**** EXTRACTED ENTRIES

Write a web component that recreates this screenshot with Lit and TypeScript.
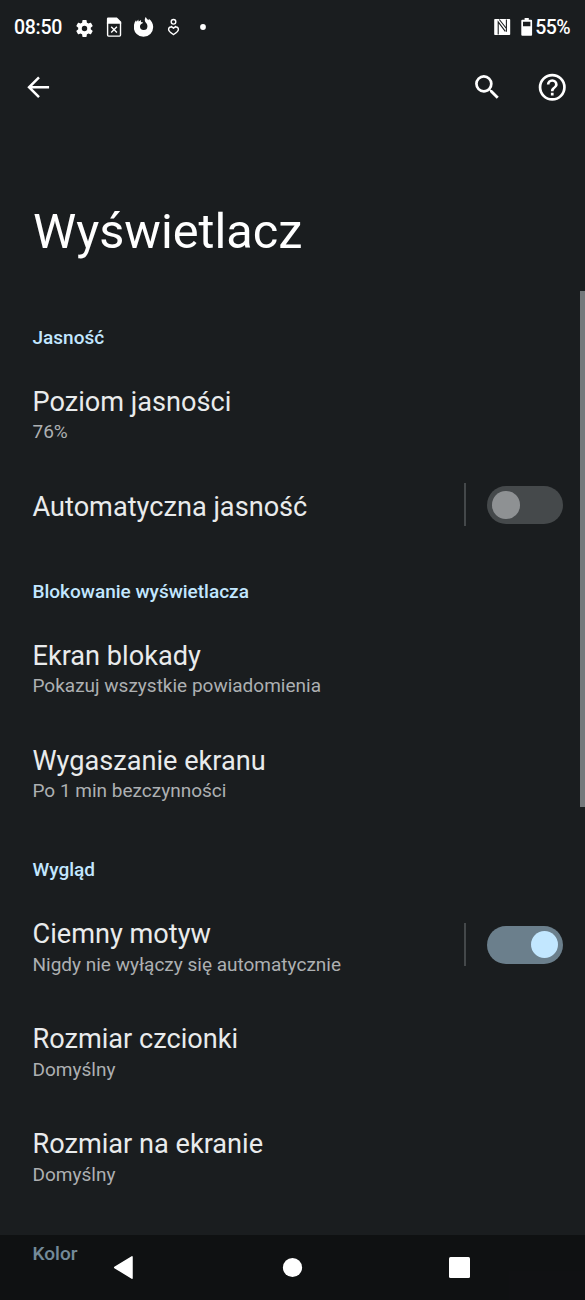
import { LitElement, html, svg, css, nothing } from "lit";
import { customElement, property } from "lit/decorators.js";

interface Item {
  title: string;
  summary?: string;
  toggle?: boolean;
}

interface Section {
  name: string;
  items: Item[];
}

const SECTIONS: Section[] = [
  {
    name: "Jasność",
    items: [
      { title: "Poziom jasności", summary: "76%" },
      { title: "Automatyczna jasność", toggle: false },
    ],
  },
  {
    name: "Blokowanie wyświetlacza",
    items: [
      { title: "Ekran blokady", summary: "Pokazuj wszystkie powiadomienia" },
      { title: "Wygaszanie ekranu", summary: "Po 1 min bezczynności" },
    ],
  },
  {
    name: "Wygląd",
    items: [
      { title: "Ciemny motyw", summary: "Nigdy nie wyłączy się automatycznie", toggle: true },
      { title: "Rozmiar czcionki", summary: "Domyślny" },
      { title: "Rozmiar na ekranie", summary: "Domyślny" },
    ],
  },
  { name: "Kolor", items: [] },
];

@customElement("status-bar")
export class StatusBar extends LitElement {
  static styles = css`
    :host {
      display: flex;
      align-items: center;
      height: 56px;
      padding: 0 15px 0 14px;
      box-sizing: border-box;
      font: 500 19.5px/24px Roboto, sans-serif;
      color: #fff;
    }
    svg { display: block; fill: currentColor; flex: none; }
    .clock { width: 59.5px; letter-spacing: -0.3px; }
    .battery { letter-spacing: -0.6px; }
    .grow { flex: 1; }
  `;
  render() {
    return html`
      <span class="clock">08:50</span>
      <svg width="21" height="21" viewBox="0 0 24 24"><path d="M19.14 12.94c.04-.3.06-.61.06-.94s-.02-.64-.07-.94l2.03-1.58a.49.49 0 0 0 .12-.61l-1.92-3.32a.49.49 0 0 0-.59-.22l-2.39.96a7 7 0 0 0-1.62-.94l-.36-2.54a.48.48 0 0 0-.48-.41h-3.84a.48.48 0 0 0-.47.41l-.36 2.54c-.59.24-1.13.57-1.62.94l-2.39-.96a.48.48 0 0 0-.59.22L2.74 8.87a.48.48 0 0 0 .12.61l2.03 1.58c-.05.3-.09.63-.09.94s.02.64.07.94l-2.03 1.58a.49.49 0 0 0-.12.61l1.92 3.32c.12.22.37.29.59.22l2.39-.96c.5.38 1.03.7 1.62.94l.36 2.54c.05.24.24.41.48.41h3.84c.24 0 .44-.17.47-.41l.36-2.54a7 7 0 0 0 1.62-.94l2.39.96c.22.08.47 0 .59-.22l1.92-3.32a.48.48 0 0 0-.12-.61zM12 15.1a3.1 3.1 0 1 1 0-6.2 3.1 3.1 0 0 1 0 6.2z"/></svg>
      <svg width="39.500" height="24" viewBox="0.5 0.5 39.5 24">
        <path d="M13.600 2h8.800l4.300 4.300v2h-14.300v-5a1.300 1.300 0 0 1 1.200-1.300z"/>
        <path d="M13.100 7v12.600a1 1 0 0 0 1 1h10.900a1 1 0 0 0 1-1v-12.600" fill="none" stroke="currentColor" stroke-width="1.400"/>
        <path d="M16.700 11.200l5.700 5.700m0-5.700l-5.700 5.700" fill="none" stroke="currentColor" stroke-width="1.400"/>
      </svg>
      <svg width="20" height="22" viewBox="0.5 0.5 20 22">
        <path d="M12.400.3c.3 1.600 1.300 2.300 2.600 3.400.3-.5.300-.9.200-1.400 2.700 1.900 4.500 4.800 4.500 8.300a9.700 9.700 0 0 1-19.400 0c0-2.900.8-5 2.200-6.900l.7 1.500 1.500-2.300.5 2 2.400-1.500-.2 2 2.200.7c-.2.900-1.300 1-2.200 1.600-.6.500-.9 1.200-.9 2a3.700 3.700 0 0 0 7.400.3c.1-2-.8-3-1.700-4.100-1.300-1.500-1.300-3.500.2-5.600z"/>
      </svg>
      <svg width="40" height="20" viewBox="0 0.5 40 20">
        <g fill="none" stroke="currentColor" stroke-width="1.400" stroke-linejoin="round" stroke-linecap="round">
          <circle cx="19.500" cy="4.300" r="2.300"/>
          <path d="M19.500 10.700c-1-1.900-4.900-1.700-4.900 1.200 0 1.900 2.700 3.700 4.900 5.200 2.200-1.500 4.900-3.300 4.900-5.200 0-2.900-3.900-3.100-4.900-1.200zM17.200 8.900l2.300 1.800 2.300-1.800"/>
        </g>
      </svg>
      <svg width="20" height="20" viewBox="0 0.5 20 20"><circle cx="9" cy="9.500" r="2.900"/></svg>
      <span class="grow"></span>
      <svg width="27" height="20" viewBox="0 0.5 27 20">
        <rect x=".2" y="1.500" width="16" height="16" rx=".8"/>
        <path d="M4.200 17V4.300L11.300 13.800M12.400 2V14.200M5.300 2L12.400 11" fill="none" stroke="#1a1d1f" stroke-width="1.100"/>
      </svg>
      <svg width="14.500" height="20" viewBox="0 0.5 14.5 20">
        <path fill-rule="evenodd" d="M3.600.6h4.200v1.600h2.300a1 1 0 0 1 1 1v14.100a1 1 0 0 1-1 1h-8.800a1 1 0 0 1-1-1v-14.100a1 1 0 0 1 1-1h2.300zM2 4.200v4.600h7.400v-4.600z"/>
      </svg>
      <span class="battery">55%</span>
    `;
  }
}

@customElement("action-bar")
export class ActionBar extends LitElement {
  static styles = css`
    :host {
      display: flex;
      align-items: center;
      justify-content: space-between;
      height: 62px;
      padding: 0 16.5px 0 21.5px;
      color: #fff;
    }
    .actions { display: flex; gap: 33px; }
    svg { display: block; width: 32.500px; height: 32.500px; fill: currentColor; }
  `;
  render() {
    return html`
      <svg viewBox="0 0 24 24"><path d="M20 11.100H7.500l5.700-5.700L11.900 4l-8 8 8 8 1.300-1.400-5.700-5.700H20z"/></svg>
      <div class="actions">
        <svg viewBox="0 0 24 24"><path d="M15.500 14h-.79l-.28-.27A6.470 6.470 0 0 0 16 9.500 6.500 6.500 0 1 0 9.500 16c1.610 0 3.090-.59 4.230-1.570l.27.28v.79l5 4.990L20.490 19zm-6 0a4.500 4.500 0 1 1 0-9 4.500 4.500 0 0 1 0 9z"/></svg>
        <svg viewBox="0 0 24 24"><path d="M11 18h2v-2h-2zm1-16a10 10 0 1 0 0 20 10 10 0 0 0 0-20zm0 18a8 8 0 1 1 0-16 8 8 0 0 1 0 16zm0-14a4 4 0 0 0-4 4h2a2 2 0 1 1 4 0c0 2-3 1.750-3 5h2c0-2.250 3-2.500 3-5a4 4 0 0 0-4-4z"/></svg>
      </div>
    `;
  }
}

@customElement("toggle-switch")
export class ToggleSwitch extends LitElement {
  @property({ type: Boolean, reflect: true }) checked = false;
  static styles = css`
    :host {
      display: flex;
      align-items: center;
      width: 76px;
      height: 38px;
      padding: 0 5px;
      box-sizing: border-box;
      border-radius: 19px;
      background: #45494b;
    }
    .thumb { width: 27.5px; height: 27.5px; border-radius: 50%; background: #8e9193; }
    :host([checked]) { justify-content: flex-end; background: #6b7f8c; }
    :host([checked]) .thumb { background: #c2e7ff; }
  `;
  render() {
    return html`<span class="thumb"></span>`;
  }
}

@customElement("setting-row")
export class SettingRow extends LitElement {
  @property({ attribute: false }) item!: Item;
  static styles = css`
    :host { display: block; }
    .row { display: flex; align-items: center; height: 105px; padding: 0 22px 0 32.5px; box-sizing: border-box; }
    .single { height: 80.500px; }
    .text { flex: 1; white-space: nowrap; padding-top: 5.5px; }
    .single .text { padding-top: 4.5px; }
    .title { font-size: 27.150px; line-height: 32px; color: #e9ebec; }
    .summary { font-size: 19px; line-height: 24px; padding-top: 2.5px; color: #adb0b2; }
    .rule { width: 2px; height: 43px; margin-right: 21.5px; background: #44484a; }
  `;
  render() {
    const { title, summary, toggle } = this.item;
    return html`
      <div class="row ${summary ? "" : "single"}">
        <div class="text">
          <div class="title">${title}</div>
          ${summary ? html`<div class="summary">${summary}</div>` : nothing}
        </div>
        ${toggle === undefined
          ? nothing
          : html`<span class="rule"></span><toggle-switch ?checked=${toggle}></toggle-switch>`}
      </div>
    `;
  }
}

@customElement("nav-bar")
export class NavBar extends LitElement {
  static styles = css`
    :host { display: block; height: 65px; background: rgba(0, 0, 0, 0.4); }
    svg { display: block; fill: #fff; }
  `;
  render() {
    return html`<svg width="585" height="65" viewBox="0 0 585 65">
      ${svg`<path d="M114.700 32.500L132 21.800V43.200z" stroke="#fff" stroke-width="1.500" stroke-linejoin="round"/>
      <circle cx="292.500" cy="32.500" r="9.600"/>
      <rect x="449" y="22" width="21" height="21" rx="1.500"/>`}
    </svg>`;
  }
}

@customElement("app-root")
export class AppRoot extends LitElement {
  static styles = css`
    :host {
      display: block;
      position: relative;
      height: 1300px;
      overflow: hidden;
      background: #1a1d1f;
      font-family: Roboto, sans-serif;
    }
    .heading {
      margin: 0;
      height: 173px;
      padding: 85px 33px 0;
      box-sizing: border-box;
      font-size: 48.7px;
      font-weight: 400;
      line-height: 58px;
      color: #fff;
    }
    .category {
      height: 68.500px;
      padding: 34.5px 32.5px 0;
      box-sizing: border-box;
      font-size: 19px;
      font-weight: 500;
      line-height: 24px;
      color: #c2e7ff;
    }
    .scrollbar { position: absolute; right: 0; top: 291px; width: 5.5px; height: 516px; background: #74787b; }
    .nav { position: absolute; left: 0; right: 0; bottom: 0; }
  `;
  render() {
    return html`
      <status-bar></status-bar>
      <action-bar></action-bar>
      <h1 class="heading">Wyświetlacz</h1>
      <main>
        ${SECTIONS.map(
          (s) => html`
            <div class="category">${s.name}</div>
            ${s.items.map((i) => html`<setting-row .item=${i}></setting-row>`)}
          `,
        )}
      </main>
      <div class="scrollbar"></div>
      <nav-bar class="nav"></nav-bar>
    `;
  }
}
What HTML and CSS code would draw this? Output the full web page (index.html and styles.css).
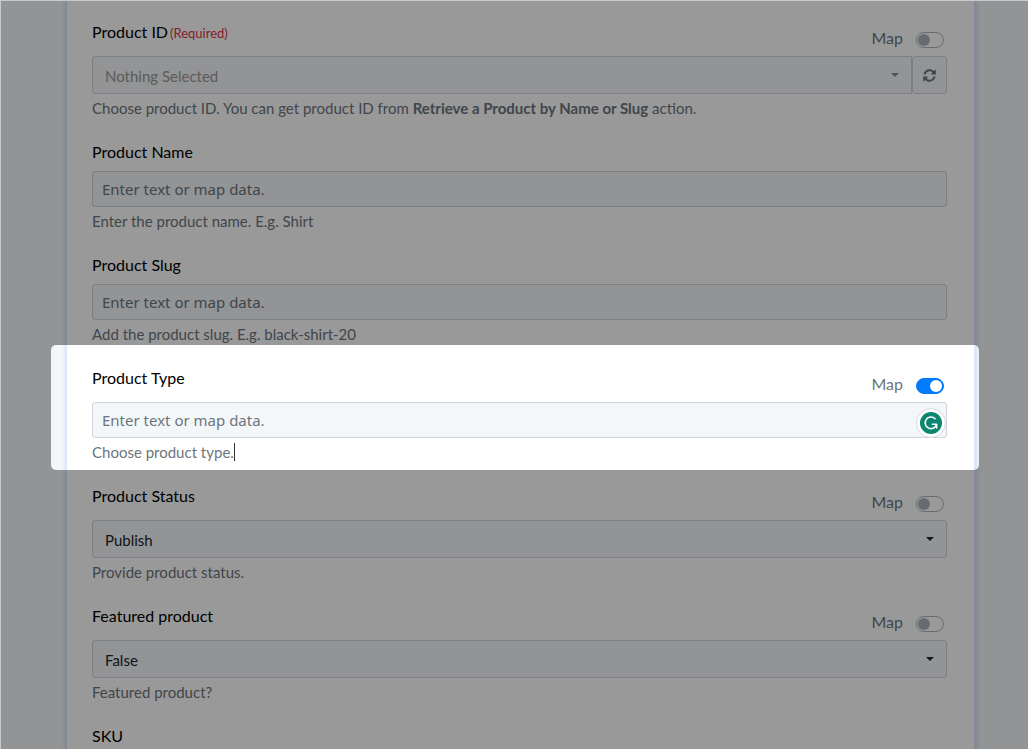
FILE: index.html
```html
<!DOCTYPE html>
<html lang="en">
<head>
  <meta charset="UTF-8" />
  <meta name="viewport" content="width=device-width, initial-scale=1" />
  <title>Update Product</title>
  <link rel="stylesheet" href="styles.css">
</head>
<body>

  <div class="page">
    <form class="card">

      <div class="field">
        <div class="field-head has-map">
          <label for="productId">Product ID<span class="required">(Required)</span></label>
          <div class="map">
            <label for="mapId">Map</label>
            <input type="checkbox" class="toggle" id="mapId">
          </div>
        </div>
        <div class="input-group">
          <div class="select-wrap is-disabled">
            <select id="productId" disabled>
              <option>Nothing Selected</option>
            </select>
          </div>
          <button type="button" class="refresh-button" aria-label="Refresh">
            <svg viewBox="0 0 512 512" width="13" height="13" fill="currentColor">
              <path d="M371 144A160 160 0 0 0 102 206c-2 6-7 10-13 10H32c-8 0-14-7-12-14C43 91 140 8 256 8c67 0 128 26 173 69l36-36c15-15 41-4 41 17v134c0 13-11 24-24 24H348c-21 0-32-26-17-41zM30 296h134c21 0 32 26 17 41l-41 41a160 160 0 0 0 270-72c2-6 7-10 13-10h57c8 0 14 7 12 14-23 111-120 194-236 194-67 0-128-26-173-69l-36 36c-15 15-41 4-41-17V320c0-13 11-24 24-24z"/>
            </svg>
          </button>
        </div>
        <p class="help">Choose product ID. You can get product ID from <strong>Retrieve a Product by Name or Slug</strong> action.</p>
      </div>

      <div class="field">
        <div class="field-head">
          <label for="productName">Product Name</label>
        </div>
        <input type="text" class="text-input" id="productName" placeholder="Enter text or map data.">
        <p class="help">Enter the product name. E.g. Shirt</p>
      </div>

      <div class="field">
        <div class="field-head">
          <label for="productSlug">Product Slug</label>
        </div>
        <input type="text" class="text-input" id="productSlug" placeholder="Enter text or map data.">
        <p class="help">Add the product slug. E.g. black-shirt-20</p>
      </div>

      <div class="field spotlight">
        <div class="field-head has-map">
          <label for="productType">Product Type</label>
          <div class="map">
            <label for="mapType">Map</label>
            <input type="checkbox" class="toggle" id="mapType" checked>
          </div>
        </div>
        <div class="input-wrap">
          <input type="text" class="text-input" id="productType" placeholder="Enter text or map data.">
          <button type="button" class="checker-button" aria-label="Check writing">
            <svg viewBox="0 0 22 22" width="22" height="22">
              <circle cx="11" cy="11" r="11" fill="#0b8770"/>
              <path d="M15 6.6A5.8 5.8 0 1 0 16.4 13" fill="none" stroke="#fff" stroke-width="1.6" stroke-linecap="round"/>
              <path d="M12.4 12.2H16.6V16" fill="none" stroke="#fff" stroke-width="1.6" stroke-linecap="round" stroke-linejoin="round"/>
            </svg>
          </button>
        </div>
        <p class="help"><span class="caret">Choose product type.</span></p>
      </div>

      <div class="field">
        <div class="field-head has-map">
          <label for="productStatus">Product Status</label>
          <div class="map">
            <label for="mapStatus">Map</label>
            <input type="checkbox" class="toggle" id="mapStatus">
          </div>
        </div>
        <div class="select-wrap">
          <select id="productStatus">
            <option>Publish</option>
          </select>
        </div>
        <p class="help">Provide product status.</p>
      </div>

      <div class="field">
        <div class="field-head has-map">
          <label for="featured">Featured product</label>
          <div class="map">
            <label for="mapFeatured">Map</label>
            <input type="checkbox" class="toggle" id="mapFeatured">
          </div>
        </div>
        <div class="select-wrap">
          <select id="featured">
            <option>False</option>
          </select>
        </div>
        <p class="help">Featured product?</p>
      </div>

      <div class="field">
        <div class="field-head">
          <label for="sku">SKU</label>
        </div>
        <input type="text" class="text-input" id="sku" placeholder="Enter text or map data.">
      </div>

    </form>
  </div>

</body>
</html>
```

FILE: styles.css
```css
* {
  box-sizing: border-box;
}

body {
  margin: 0;
  padding: 1px 0 0 1px;
  height: 100vh;
  overflow: hidden;
  background: #c6cacb;
  color: #000;
  font-family: Lato, "Liberation Sans", sans-serif;
  font-size: 16px;
  line-height: 24px;
}

.page {
  height: 100%;
  overflow: hidden;
  padding: 0 52px 0 65px;
  background: #f3f7fa;
}

.card {
  padding: 19px 27px 0 25px;
  background: #fff;
  border: solid #dbe6fd;
  border-width: 0 2px 0 1px;
  box-shadow: 0 0 4px rgba(80, 130, 220, 0.3);
}

.field {
  margin-bottom: 22px;
}

.field-head {
  display: flex;
  justify-content: space-between;
  height: 31px;
}

.field-head.has-map {
  height: 36px;
}

.required {
  margin-left: 2px;
  color: #dc3545;
  font-size: 13px;
}

.map {
  display: flex;
  align-items: center;
  gap: 13px;
  padding-right: 3px;
  color: #6c757d;
}

.toggle {
  appearance: none;
  width: 28px;
  height: 16px;
  margin: 4px 0 0;
  padding: 1px;
  border: 1px solid #adb5bd;
  border-radius: 8px;
}

.toggle::before {
  content: "";
  display: block;
  width: 12px;
  height: 12px;
  border-radius: 50%;
  background: #adb5bd;
}

.toggle:checked {
  background: #007bff;
  border-color: #007bff;
}

.toggle:checked::before {
  margin-left: auto;
  background: #fff;
}

.text-input,
select {
  display: block;
  width: 100%;
  background: #f3f7fa;
  border: 1px solid #ced4da;
  border-radius: 3px;
}

.text-input {
  height: 36px;
  padding: 0 9px;
  font-family: "Noto Sans", sans-serif;
  font-size: 15px;
}

.text-input::placeholder {
  color: #6c757d;
}

select {
  appearance: none;
  height: 38px;
  padding: 2px 12px 0;
  color: #212529;
  font-family: inherit;
  font-size: 15px;
  opacity: 1;
}

.select-wrap {
  position: relative;
  flex: 1;
}

.select-wrap::after {
  content: "";
  position: absolute;
  top: 17px;
  right: 13px;
  border: 4px solid transparent;
  border-top-color: #212529;
  border-bottom: 0;
}

.is-disabled select {
  color: #999;
  border-radius: 3px 0 0 3px;
}

.is-disabled::after {
  border-top-color: #888;
}

.input-group {
  display: flex;
}

.refresh-button {
  display: flex;
  align-items: center;
  justify-content: center;
  width: 35px;
  height: 38px;
  padding: 0;
  background: #f3f7fa;
  border: 1px solid #ced4da;
  border-radius: 3px;
  color: #6c757d;
}

.help {
  margin: 0;
  padding-top: 4px;
  color: #6c757d;
  font-size: 15px;
  line-height: 20px;
}

.caret {
  border-right: 1px solid #333;
}

.input-wrap {
  position: relative;
}

.checker-button {
  position: absolute;
  top: 6px;
  right: 1px;
  display: flex;
  align-items: center;
  justify-content: center;
  width: 30px;
  height: 30px;
  padding: 0;
  background: #fff;
  border: 1px solid #d5d9e4;
  border-radius: 50%;
}

/* Dims everything on the page except the active field */
.spotlight {
  position: relative;
  z-index: 1;
}

.spotlight::after {
  content: "";
  position: absolute;
  inset: -21px -32px -8px -41px;
  border-radius: 5px;
  box-shadow: 0 0 0 2000px rgba(0, 0, 0, 0.4);
  pointer-events: none;
}
```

********

▶ WRITTEN PROBLEM:
Of the lines above, how many contain the word "page"? Provide the number and nothing else.

▶ FINAL RESULT:
4